Our Products and Services

 

The Company’s business management systems, information products and online services permit our customers to manage their critical day-to-day business operations through automated point-of-sale, information (content) products, inventory management, purchasing, general accounting and customer relationship management.

 

We provide professional IT services to our customers, including software and hardware installation, data conversion, training, and, at times, product modifications. We also provide continuing customer support services to ensure product performance and reliability, which provides us with long-term customer relationships and a significant base of recurring maintenance revenue.

 

Our Technologies

 

Our solutions are available as both 'on-premise' applications sold via the traditional perpetual licensing model and ‘cloud’ solutions that are delivered as a service over the Internet on a subscription basis.

 

 - 2 - 

 

 

 

Many of our business management applications are now available as SaaS, where software and associated data is centrally hosted on the cloud. Depending on the complexity of the application, MAM SaaS solutions are deployed using 'cloud hosting' or 'web application' technology:

 

  · SaaS cloud hosting - single tenants accessing fully-managed virtual servers via thin client (terminal services) connections ( e.g., Autopart Online); or

 

  · SaaS web application - multiple tenants accessing a dedicated website using a standard web browser ( e.g., Autowork Online).

 

Our catalog information is also available in the cloud as Data as a Service (DaaS).
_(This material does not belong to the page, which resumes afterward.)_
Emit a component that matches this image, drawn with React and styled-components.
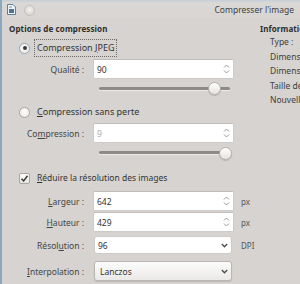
import React from 'react';
import styled, { createGlobalStyle } from 'styled-components';

const Global = createGlobalStyle`
  html, body { margin: 0; padding: 0; background: #d6d3d0; }
  body {
    width: 300px; height: 284px; overflow: hidden;
    font-family: "Noto Sans", "Open Sans", sans-serif;
    font-size: 8.5px; color: #3b3b3b;
  }
`;

const Window = styled.div`
  width: 300px; height: 284px; box-sizing: border-box;
  display: flex; flex-direction: column;
  border-left: 2px solid #8ea7ba;
  background: #d6d3d0; overflow: hidden;
`;

const TitleBar = styled.div`
  height: 19px; flex-shrink: 0;
  display: flex; align-items: center; gap: 8px;
  padding: 0 4px 0 5px;
  background: linear-gradient(#c3cfd9 0, #dad8d5 3px, #d8d5d2 100%);
`;

const Title = styled.div`
  margin-left: auto; padding-right: 2px;
  font-size: 8.5px; color: #404040; white-space: nowrap;
`;

const Body = styled.div`
  flex: 1; display: flex; padding-left: 7px;
`;

const LeftCol = styled.div`
  width: 251px; flex-shrink: 0; display: flex; flex-direction: column;
`;

const RightCol = styled.div`
  flex: 1; overflow: hidden; white-space: nowrap;
  display: flex; flex-direction: column;
`;

const Heading = styled.div`
  height: 12px; line-height: 12px; margin-top: 4px;
  font-weight: bold; font-size: 8px; color: #2e2e2e; letter-spacing: 0.1px;
  white-space: nowrap;
`;

const InfoItem = styled.div`
  height: 14.6px; line-height: 14.6px; padding-left: 10px;
  color: #404040;
  &:first-of-type { margin-top: 2px; }
`;

const OptionRow = styled.div`
  height: 16px; margin-top: ${p => p.$mt}px;
  display: flex; align-items: center; padding-left: 10px; gap: 4px;
`;

const Radio = styled.span`
  width: 11px; height: 11px; border-radius: 50%; box-sizing: border-box;
  border: 1px solid #a9a6a3;
  background: radial-gradient(circle at 50% 40%, #ffffff 0, #eeeceb 70%, #dedcda 100%);
  box-shadow: 0 0 0 1px ${p => (p.$checked ? '#c5d3de' : 'transparent')};
  display: flex; align-items: center; justify-content: center;
  &::after {
    content: ""; width: 4px; height: 4px; border-radius: 50%;
    background: ${p => (p.$checked ? '#3a3a3a' : 'transparent')};
  }
`;

const Check = styled.span`
  width: 11px; height: 11px; box-sizing: border-box; border-radius: 2px;
  border: 1px solid #a9a6a3;
  background: linear-gradient(#ffffff, #e6e4e2);
  display: flex; align-items: center; justify-content: center;
`;

const OptionLabel = styled.span`
  padding: 1px 2px; height: 14px; line-height: 14px;
  border: 1px ${p => (p.$focus ? 'dotted #6a6a6a' : 'solid transparent')};
  font-size: ${p => p.$size || 9}px; color: #333; white-space: nowrap;
`;

const FieldRow = styled.div`
  display: grid; grid-template-columns: 76px 142px auto;
  column-gap: 7px; align-items: center;
  height: ${p => p.$h || 20}px; margin-top: ${p => p.$mt}px;
`;

const FieldLabel = styled.span`
  text-align: right; white-space: nowrap; color: #454545;
  padding-right: 1px;
`;

const Input = styled.div`
  height: 100%; box-sizing: border-box;
  display: flex; align-items: center; padding-left: 3px;
  margin-left: 1px;
  background: #fff;
  border: 1px solid #cdcac7; border-top-color: #bfbcb9; border-radius: 2px;
  color: ${p => (p.$disabled ? '#aaa' : '#333')};
`;

const Combo = styled.div`
  height: 100%; box-sizing: border-box;
  display: flex; align-items: center; padding-left: ${p => (p.$flat ? 3 : 5)}px;
  margin-left: 2px; margin-right: 2px;
  border-radius: 3px;
  border: 1px solid ${p => (p.$flat ? '#cdcac7' : '#b9b6b3')};
  background: ${p => (p.$flat ? '#fff' : 'linear-gradient(#fcfcfc, #ebe9e7)')};
  box-shadow: ${p => (p.$flat ? 'none' : '0 1px 1px rgba(0,0,0,0.12)')};
  color: #333;
`;

const Trailing = styled.span`
  margin-left: auto; width: 14px; display: flex; justify-content: center;
`;

const Unit = styled.span`
  color: #555; font-size: 8px;
`;

const SliderRow = styled.div`
  height: ${p => p.$h}px; display: flex; align-items: center;
  padding-left: 90px;
`;

const Track = styled.div`
  width: 131px; height: 3px; border-radius: 2px; position: relative;
  background: #8d8b89; box-shadow: 0 1px 0 #ecebea;
`;

const Handle = styled.span`
  position: absolute; top: 50%; width: 11px; height: 11px;
  margin: -6px 0 0 -6px; border-radius: 50%;
  border: 1px solid #b3b0ad;
  background: linear-gradient(#ffffff, #e5e3e1);
  box-shadow: 0 1px 1px rgba(0,0,0,0.15);
`;

const Mn = styled.span`text-decoration: underline;`;

const Spinner = () => (
  <svg width="7" height="12" viewBox="0 0 7 12">
    <path d="M1 4.5 L3.5 2 L6 4.5" fill="none" stroke="#9a9896" strokeWidth="1" />
    <path d="M1 7.5 L3.5 10 L6 7.5" fill="none" stroke="#9a9896" strokeWidth="1" />
  </svg>
);

const Chevron = () => (
  <svg width="7" height="5" viewBox="0 0 7 5">
    <path d="M0.8 1 L3.5 3.8 L6.2 1" fill="none" stroke="#4a4a4a" strokeWidth="1.3" />
  </svg>
);

const DocIcon = () => (
  <svg width="9" height="11" viewBox="0 0 9 11">
    <path d="M0.5 0.5 H6 L8.5 3 V10.5 H0.5 Z" fill="#eef3f8" stroke="#5f7f9c" />
    <rect x="2" y="5" width="5" height="4" fill="#4d7397" />
    <path d="M2 3 H5" stroke="#7c97b0" />
  </svg>
);

const CircleBtn = styled.span`
  width: 9px; height: 9px; border-radius: 50%;
  background: radial-gradient(circle at 50% 40%, #f4f3f2, #cfccca);
  border: 1px solid #c3c0bd; margin-top: 1px;
`;

const CheckMark = () => (
  <svg width="9" height="9" viewBox="0 0 9 9">
    <path d="M1.5 4.8 L3.6 7 L7.6 1.8" fill="none" stroke="#333" strokeWidth="1.4" />
  </svg>
);

export default function App() {
  return (
    <>
      <Global />
      <Window>
        <TitleBar>
          <DocIcon />
          <CircleBtn />
          <Title>Compresser l'image</Title>
        </TitleBar>
        <Body>
          <LeftCol>
            <Heading>Options de compression</Heading>

            <OptionRow $mt={5}>
              <Radio $checked />
              <OptionLabel $focus>Compression <Mn>J</Mn>PEG</OptionLabel>
            </OptionRow>
            <FieldRow $mt={3}>
              <FieldLabel>Qualité :</FieldLabel>
              <Input>90<Trailing><Spinner /></Trailing></Input>
            </FieldRow>
            <SliderRow $h={18}>
              <Track><Handle style={{ left: '88%' }} /></Track>
            </SliderRow>

            <OptionRow $mt={7}>
              <Radio />
              <OptionLabel><Mn>C</Mn>ompression sans perte</OptionLabel>
            </OptionRow>
            <FieldRow $mt={3}>
              <FieldLabel>Co<Mn>m</Mn>pression :</FieldLabel>
              <Input $disabled>9<Trailing><Spinner /></Trailing></Input>
            </FieldRow>
            <SliderRow $h={19}>
              <Track><Handle style={{ left: '96%' }} /></Track>
            </SliderRow>

            <OptionRow $mt={8}>
              <Check><CheckMark /></Check>
              <OptionLabel $size={8.5}><Mn>R</Mn>éduire la résolution des images</OptionLabel>
            </OptionRow>
            <FieldRow $mt={5}>
              <FieldLabel><Mn>L</Mn>argeur :</FieldLabel>
              <Input>642<Trailing><Spinner /></Trailing></Input>
              <Unit>px</Unit>
            </FieldRow>
            <FieldRow $mt={1}>
              <FieldLabel><Mn>H</Mn>auteur :</FieldLabel>
              <Input>429<Trailing><Spinner /></Trailing></Input>
              <Unit>px</Unit>
            </FieldRow>
            <FieldRow $mt={4} $h={18}>
              <FieldLabel>Résol<Mn>u</Mn>tion :</FieldLabel>
              <Combo $flat>96<Trailing><Chevron /></Trailing></Combo>
              <Unit>DPI</Unit>
            </FieldRow>
            <FieldRow $mt={7}>
              <FieldLabel><Mn>I</Mn>nterpolation :</FieldLabel>
              <Combo>Lanczos<Trailing><Chevron /></Trailing></Combo>
            </FieldRow>
          </LeftCol>
          <RightCol>
            <Heading>Informations</Heading>
            <InfoItem>Type :</InfoItem>
            <InfoItem>Dimensions :</InfoItem>
            <InfoItem>Dimensions :</InfoItem>
            <InfoItem>Taille des données :</InfoItem>
            <InfoItem>Nouvelle taille :</InfoItem>
          </RightCol>
        </Body>
      </Window>
    </>
  );
}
We centrally host and maintain the data, which is accessed by users via a desktop application, web application or integrated into their business to consumer (“B2C”) website. Many of our applications offer integration with third-party vendors as a service, commonly known as Integration Platform as a Service (iPaaS). These services include: technical repair information; vehicle registration data (VRM); auto parts catalog data; zip code lookup; Internet EDI; website integration services; and mobile app connectivity.

 

Our Revenues

 

Our revenue and income is derived primarily from the sale of software, data, services and support. In the U.K., we also earn a percentage of our revenue and income from the sale of hardware systems to clients. During the three months ended September 30, 2015, we generated revenues of $7,995,000 with a net income of $830,000, with 72% of these revenues coming from the U.K. market.

 

The Company’s revenues are derived from the following:

 

  · The sale of business management systems comprised of proprietary software applications, implementation and training;

 

  · Providing subscription-based services, including software support and maintenance, and online services for a fee;

 

  · Delivering our business management software as a service, commonly known as SaaS;

 

  · Delivering our catalogue information as a service, commonly known as DaaS; and

 

  · Enabling integration between systems and third-party vendors as a service, commonly known as iPaaS.

 

Our Strategies

 

To date, our management has identified five areas that it believes we need to focus on. The first area is the continued growth of revenues derived from delivering our business management SaaS. To date our Autowork Online, our ‘installer’ solution in the U.K. and Autopart Online, our parts store solutions, are being delivered in this way. Both products have been developed by MAM Ltd, our U.K. subsidiary, under the ‘cloud’ computing model. This is where software solutions are made available to end-users via the Internet and the end-users are not required to purchase the software directly, but rather ‘rent’ it over a fixed period of time. Our management believes that this will be a rapidly growing market for the U.K. as businesses continue to look for ways of reducing capital expenditures while maintaining levels of service. Autowork Online was launched in 2010 and as of September 30, 2015, we had 2,365 subscribers of this service. The product has just been localized and released into the U.S. market. Autopart Online was launched in August 2011, and as of September 30, 2015, we had 2,755 end-users subscribing to this service.  A white label version of this product has been successfully launched into the U.S. market in conjunction with ALLDATA LLC.

 

The second area of focus is the sales and marketing strategy within the U.S. market. Our management believes that continued investment in this key area is required to help the development of the MAM brand.

 

The third area of focus relates to the launch of our information service, Autocat+ in the U.S. Autocat+ is an auto parts catalog that uses the DaaS distribution model. MAM Ltd centrally hosts and maintains the data, which is accessed by users via MAM's business management software, a standalone desktop application, or web application. Data can also be 'consumed' via a web service for integration into business-to-consumer websites. Information in Autocat+ is maintained through an automatic verification and standardization process, with updates published daily.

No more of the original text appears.